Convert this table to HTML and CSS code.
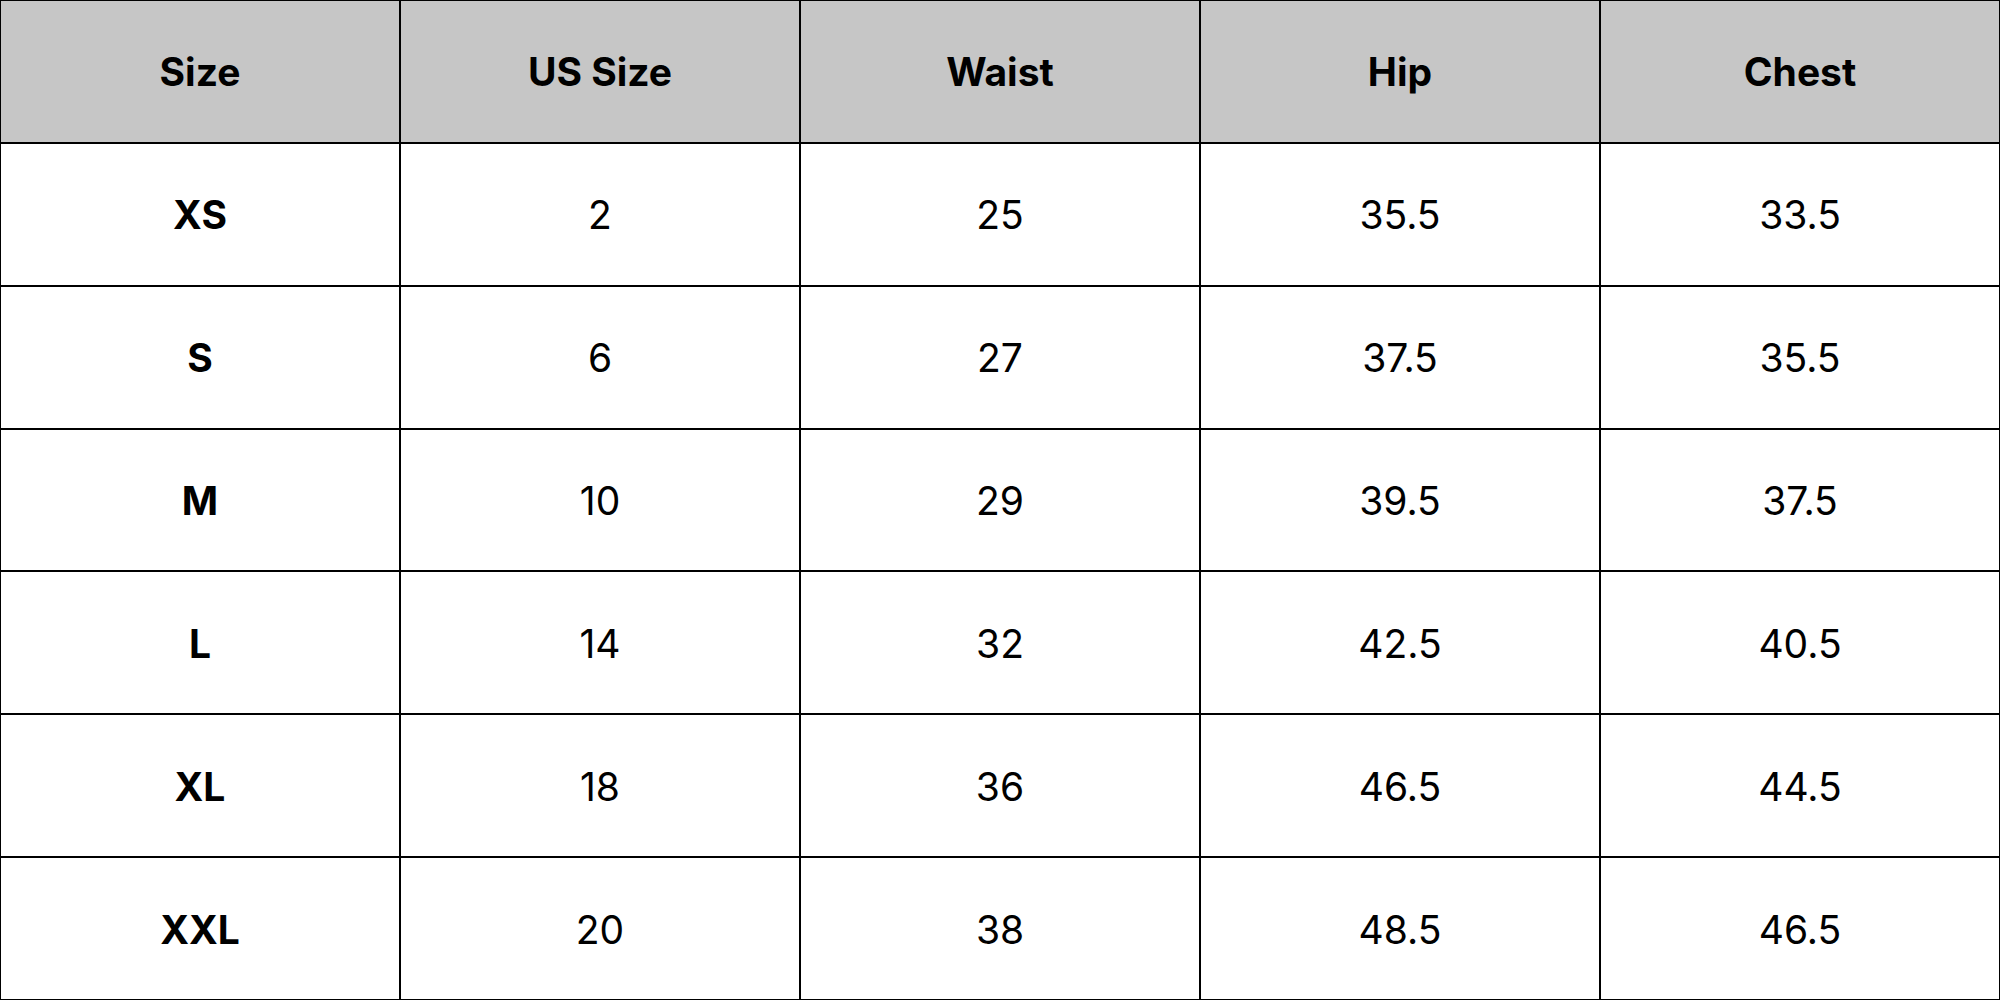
FILE: index.html
```html
<!DOCTYPE html>
<html>
<head>
<meta charset="utf-8">
<link rel="stylesheet" href="styles.css">
</head>
<body>
<div class="chart">
  <div class="cell head">Size</div>
  <div class="cell head">US Size</div>
  <div class="cell head">Waist</div>
  <div class="cell head">Hip</div>
  <div class="cell head">Chest</div>

  <div class="cell label">XS</div>
  <div class="cell">2</div>
  <div class="cell">25</div>
  <div class="cell">35.5</div>
  <div class="cell">33.5</div>

  <div class="cell label">S</div>
  <div class="cell">6</div>
  <div class="cell">27</div>
  <div class="cell">37.5</div>
  <div class="cell">35.5</div>

  <div class="cell label">M</div>
  <div class="cell">10</div>
  <div class="cell">29</div>
  <div class="cell">39.5</div>
  <div class="cell">37.5</div>

  <div class="cell label">L</div>
  <div class="cell">14</div>
  <div class="cell">32</div>
  <div class="cell">42.5</div>
  <div class="cell">40.5</div>

  <div class="cell label">XL</div>
  <div class="cell">18</div>
  <div class="cell">36</div>
  <div class="cell">46.5</div>
  <div class="cell">44.5</div>

  <div class="cell label">XXL</div>
  <div class="cell">20</div>
  <div class="cell">38</div>
  <div class="cell">48.5</div>
  <div class="cell">46.5</div>
</div>
</body>
</html>
```
FILE: styles.css
```css
html, body {
  margin: 0;
  padding: 0;
  background: #ffffff;
}
.chart {
  width: 2000px;
  height: 1000px;
  box-sizing: border-box;
  display: grid;
  grid-template-columns: repeat(5, 1fr);
  grid-template-rows: repeat(7, 1fr);
  gap: 2px;
  padding: 1px;
  background: #000000;
  font-family: "Inter", "Liberation Sans", sans-serif;
  color: #000000;
}
.cell {
  background: #ffffff;
  display: flex;
  align-items: center;
  justify-content: center;
  font-size: 39px;
  font-weight: 400;
  padding-top: 1px;
}
.head {
  background: #c6c6c6;
  font-weight: 650;
}
.label {
  font-weight: 650;
}
```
##########
Directions
Transcribe the whole listing, character for character, but not its images.

Response
Convert this table to HTML and CSS code.
FILE: index.html
```html
<!DOCTYPE html>
<html>
<head>
<meta charset="utf-8">
<link rel="stylesheet" href="styles.css">
</head>
<body>
<div class="chart">
  <div class="cell head">Size</div>
  <div class="cell head">US Size</div>
  <div class="cell head">Waist</div>
  <div class="cell head">Hip</div>
  <div class="cell head">Chest</div>

  <div class="cell label">XS</div>
  <div class="cell">2</div>
  <div class="cell">25</div>
  <div class="cell">35.5</div>
  <div class="cell">33.5</div>

  <div class="cell label">S</div>
  <div class="cell">6</div>
  <div class="cell">27</div>
  <div class="cell">37.5</div>
  <div class="cell">35.5</div>

  <div class="cell label">M</div>
  <div class="cell">10</div>
  <div class="cell">29</div>
  <div class="cell">39.5</div>
  <div class="cell">37.5</div>

  <div class="cell label">L</div>
  <div class="cell">14</div>
  <div class="cell">32</div>
  <div class="cell">42.5</div>
  <div class="cell">40.5</div>

  <div class="cell label">XL</div>
  <div class="cell">18</div>
  <div class="cell">36</div>
  <div class="cell">46.5</div>
  <div class="cell">44.5</div>

  <div class="cell label">XXL</div>
  <div class="cell">20</div>
  <div class="cell">38</div>
  <div class="cell">48.5</div>
  <div class="cell">46.5</div>
</div>
</body>
</html>
```
FILE: styles.css
```css
html, body {
  margin: 0;
  padding: 0;
  background: #ffffff;
}
.chart {
  width: 2000px;
  height: 1000px;
  box-sizing: border-box;
  display: grid;
  grid-template-columns: repeat(5, 1fr);
  grid-template-rows: repeat(7, 1fr);
  gap: 2px;
  padding: 1px;
  background: #000000;
  font-family: "Inter", "Liberation Sans", sans-serif;
  color: #000000;
}
.cell {
  background: #ffffff;
  display: flex;
  align-items: center;
  justify-content: center;
  font-size: 39px;
  font-weight: 400;
  padding-top: 1px;
}
.head {
  background: #c6c6c6;
  font-weight: 650;
}
.label {
  font-weight: 650;
}
```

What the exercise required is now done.